Madden NFL 2000

  • by Willem Knibbe
  • January 01, 2000 00:00 AM PST

Back-to-back brilliance - EA Sports once again shows its mastery of all things sporting with Madden NFL 2000.

EA Sports once again shows its mastery of all things sporting with Madden NFL 2000. The improvements and new features to this installment of the vaunted franchise make it the front-running Super Bowl contender.

This year's Madden doesn't make the quantum leap that last year's made over its predecessor-but it didn't need to make one. Developer Tiburon Entertainment created a solid foundation last year, and now it's a matter of tuning and tweaking the features, graphics, and gameplay.

The refinements are immediately noticeable. There's actually a running game this year! Now you control whether you juke left or right and can bust one the distance. Runs of four, five, eight, or nine yards are common.

Of course, if your opponent calls the right defense or plays it well, you can also lose four or five yards. Madden's forte has always been great, realistic gameplay, and this year is no different. It's an incredibly well-balanced football game, one that feels true-to-life in that, for every great offensive play, there's a defensive play that will shut it down and change the game's momentum.

Almost nothing is as momentum-changing as an interception, and this year's version rewards good defense. Unlike previous versions, if you're all over the receiver like a blanket and make a play on the ball, you will be rewarded with the pick.

Other cosmetic improvements include better player models so that huge linemen dwarf small defensive backs and wide receivers; faster gameplay that feels about a half-step ahead of last year's version; and a bevy of new motion-captured animations of Terrell Owens and Jamal Anderson.

A lot of those new animations are celebrations - Jamal's dirty bird dance, boxing with the goalpost after a score, high-fives, and the repetitive "incomplete" sign when a pass is knocked down.

But others really add to the realism, such as the way quarterbacks throw off their back foot if they're backpedalling when you hit the pass button. The new catch animations are also excellent, and EA is now factoring in the size of the running backs and their tacklers to judge how far a ballcarrier struggles forward before dropping. If the halfback is big enough, he'll even run right over some players, as I was able to do with Jerome Bettis.

Strategic improvements include the ability to not only call "audibles" at the line of scrimmage, but also designate a "hot receiver," which lets you change his pass pattern if you see something before the snap.

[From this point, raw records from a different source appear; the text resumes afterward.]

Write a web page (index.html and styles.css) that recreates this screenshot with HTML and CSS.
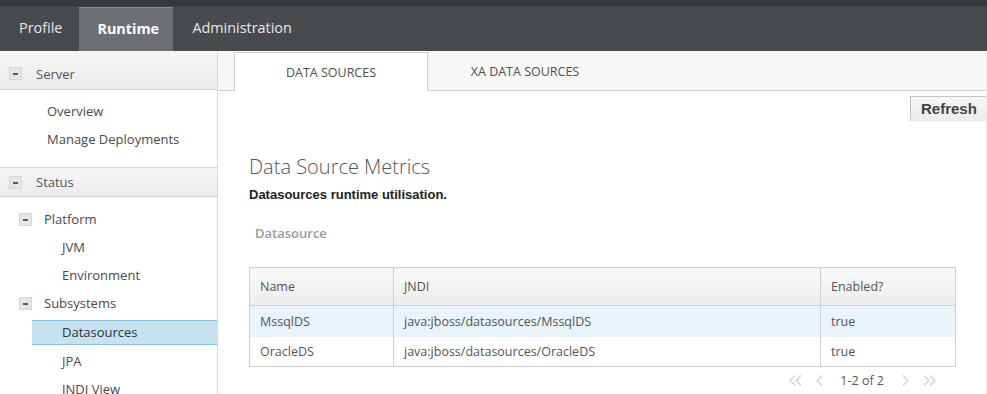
FILE: index.html
```html
<!DOCTYPE html>
<html lang="en">
<head>
    <meta charset="UTF-8">
    <title>Runtime - Data Sources</title>
    <link rel="stylesheet" href="styles.css">
</head>
<body>
    <div class="faixa"></div>
    <div class="menu">
        <div class="aba">Profile</div>
        <div class="aba ativa">Runtime</div>
        <div class="aba">Administration</div>
    </div>
    <div class="corpo">
        <div class="lateral">
            <div class="secao alta"><span class="menos"></span>Server</div>
            <ul class="itens">
                <li>Overview</li>
                <li>Manage Deployments</li>
            </ul>
            <div class="secao"><span class="menos"></span>Status</div>
            <ul class="itens arvore">
                <li class="grupo"><span class="menos"></span>Platform</li>
                <li class="sub">JVM</li>
                <li class="sub">Environment</li>
                <li class="grupo"><span class="menos"></span>Subsystems</li>
                <li class="sub selecionado">Datasources</li>
                <li class="sub">JPA</li>
                <li class="sub">JNDI View</li>
            </ul>
        </div>
        <div class="principal">
            <div class="abas">
                <div class="guia atual">DATA SOURCES</div>
                <div class="guia">XA DATA SOURCES</div>
            </div>
            <div class="barra">
                <div class="btn">Refresh</div>
            </div>
            <div class="conteudo">
                <h2 class="titulo">Data Source Metrics</h2>
                <p class="descricao">Datasources runtime utilisation.</p>
                <h4 class="rotulo">Datasource</h4>
                <table class="tabela">
                    <thead>
                        <tr>
                            <th class="c1">Name</th>
                            <th class="c2">JNDI</th>
                            <th class="c3">Enabled?</th>
                        </tr>
                    </thead>
                    <tbody>
                        <tr class="marcada">
                            <td>MssqlDS</td>
                            <td>java:jboss/datasources/MssqlDS</td>
                            <td>true</td>
                        </tr>
                        <tr>
                            <td>OracleDS</td>
                            <td>java:jboss/datasources/OracleDS</td>
                            <td>true</td>
                        </tr>
                    </tbody>
                </table>
                <div class="paginas">
                    <svg class="seta dupla" width="13" height="11" viewBox="0 0 13 11"><path d="M6 0.5 L1 5.5 L6 10.5 M12 0.5 L7 5.5 L12 10.5" /></svg>
                    <svg class="seta" width="7" height="11" viewBox="0 0 7 11"><path d="M6 0.5 L1 5.5 L6 10.5" /></svg>
                    <span class="contagem">1-2 of 2</span>
                    <svg class="seta" width="7" height="11" viewBox="0 0 7 11"><path d="M1 0.5 L6 5.5 L1 10.5" /></svg>
                    <svg class="seta dupla ultima" width="13" height="11" viewBox="0 0 13 11"><path d="M1 0.5 L6 5.5 L1 10.5 M7 0.5 L12 5.5 L7 10.5" /></svg>
                </div>
            </div>
        </div>
    </div>
</body>
</html>
```

FILE: styles.css
```css
* {
    margin: 0;
    padding: 0;
    box-sizing: border-box;
}

body {
    width: 987px;
    height: 394px;
    overflow: hidden;
    font-family: "Open Sans", "Liberation Sans", sans-serif;
    font-size: 13px;
    color: #4a4a4a;
    background: white;
}

.faixa {
    height: 7px;
    background-color: #353b3d;
    border-bottom: 1px solid #3f4446;
}

.menu {
    display: flex;
    height: 44px;
    background-color: #484b4d;
}

.aba {
    padding: 0 17px 0 19px;
    line-height: 42px;
    font-size: 14.4px;
    color: #e8e8e8;
}

.ativa {
    width: 94px;
    padding-left: 18px;
    font-weight: bold;
    color: white;
    background-color: #6d7072;
    border-top: 1px solid #85888a;
    line-height: 41px;
}

.corpo {
    display: flex;
}

.lateral {
    width: 218px;
    height: 343px;
    border-right: 1px solid #d8d8d8;
}

.secao {
    display: flex;
    align-items: center;
    height: 30px;
    padding-left: 9px;
    background: linear-gradient(#f7f7f7, #ebebeb);
    border-top: 1px solid #d6d6d6;
    border-bottom: 1px solid #d0d0d0;
    color: #555;
}

.secao.alta {
    height: 39px;
    padding-top: 7px;
    border-top: none;
}

.secao .menos {
    margin-right: 14px;
}

.menos {
    display: inline-block;
    position: relative;
    width: 13px;
    height: 13px;
    background-color: #e6e6e6;
    border: 1px solid #d6d6d6;
}

.menos::after {
    content: "";
    position: absolute;
    left: 3px;
    top: 5px;
    width: 5px;
    height: 2px;
    background-color: #5a5a5a;
}

.itens {
    list-style-type: none;
    padding: 7px 0 14px 0;
}

.itens li {
    height: 28px;
    line-height: 28px;
    padding-left: 47px;
    color: #4a4a4a;
}

.arvore {
    padding: 8px 0 0 0;
}

.arvore .grupo {
    display: flex;
    align-items: center;
    padding-left: 19px;
}

.grupo .menos {
    margin-right: 12px;
}

.arvore .sub {
    padding-left: 62px;
}

.arvore .selecionado {
    height: 25px;
    line-height: 23px;
    margin: 3px 0 2px 32px;
    padding-left: 30px;
    background-color: #c6e1f0;
    border-top: 1px solid #86c2e2;
    border-bottom: 1px solid #86c2e2;
    color: #333;
}

.principal {
    flex: 1;
    border-right: 1px solid #ececec;
}

.abas {
    display: flex;
    align-items: flex-end;
    height: 40px;
    padding-left: 16px;
    background-color: #f7f7f7;
    border-bottom: 1px solid #cfcfcf;
}

.guia {
    width: 194px;
    height: 38px;
    line-height: 40px;
    text-align: center;
    font-size: 12.5px;
    color: #505050;
}

.guia.atual {
    height: 39px;
    margin-bottom: -1px;
    background-color: white;
    border: 1px solid #cfcfcf;
    border-bottom: none;
    line-height: 40px;
}

.barra {
    display: flex;
    justify-content: flex-end;
    padding-top: 5px;
}

.btn {
    width: 76px;
    height: 25px;
    padding-left: 10px;
    line-height: 24px;
    font-family: "Liberation Sans", Arial, sans-serif;
    font-size: 15px;
    font-weight: bold;
    color: #444;
    background: linear-gradient(#f6f6f6, #ebebeb);
    border-top: 1px solid #c4c4c4;
    border-left: 1px solid #c4c4c4;
}

.conteudo {
    padding: 32px 30px 0 31px;
}

.titulo {
    font-size: 20px;
    font-weight: 300;
    color: #555;
    line-height: 28px;
}

.descricao {
    margin-top: 6px;
    font-family: "Liberation Sans", Arial, sans-serif;
    font-size: 13px;
    font-weight: bold;
    color: #222;
    line-height: 16px;
}

.rotulo {
    margin: 20px 0 0 6px;
    font-size: 13px;
    font-weight: 600;
    color: #9a9a9a;
    line-height: 20px;
}

.tabela {
    width: 707px;
    margin-top: 24px;
    border-collapse: collapse;
    border: 1px solid #cfcfcf;
    font-size: 12.5px;
    color: #555;
}

.tabela th {
    height: 38px;
    padding-left: 10px;
    text-align: left;
    font-weight: normal;
    background: linear-gradient(#fafafa, #ececec);
    border-left: 1px solid #cfcfcf;
    border-bottom: 1px solid #cfcfcf;
}

.tabela td {
    height: 30px;
    padding-left: 10px;
    border-left: 1px solid #cfcfcf;
}

.tabela .marcada td {
    height: 31px;
    background-color: #e8f3fa;
}

.c1 {
    width: 144px;
}

.c2 {
    width: 427px;
}

.paginas {
    display: flex;
    justify-content: flex-end;
    align-items: center;
    width: 687px;
    height: 26px;
    color: #555;
}

.seta {
    fill: none;
    stroke: #cfcfcf;
    stroke-width: 1.2;
}

.dupla {
    margin: 0 14px 0 14px;
}

.dupla.ultima {
    margin-right: 0;
}

.contagem {
    margin: 0 18px 0 17px;
    font-size: 12.5px;
}
```
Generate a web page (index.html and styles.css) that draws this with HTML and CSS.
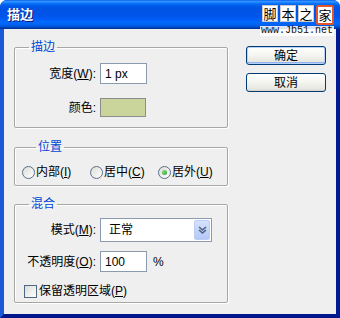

Route-based passing lets you throw to a spot so you can zing the down-and-out pass before the receiver makes his break.

The play editor and franchise modes are also a bit more robust, and a new "Madden Challenge" feature tasks you with meeting certain goals (complete a 30-yard pass, have a run longer than 20 yards, beat the Packers in the snow at Lambeau) to gain points so that you can unlock extra teams and situations.

It's a nice extra in a game that doesn't really need gimmicks. Madden NFL 2000's excellent strategy and beautiful graphics alone will take it to the Super Bowl.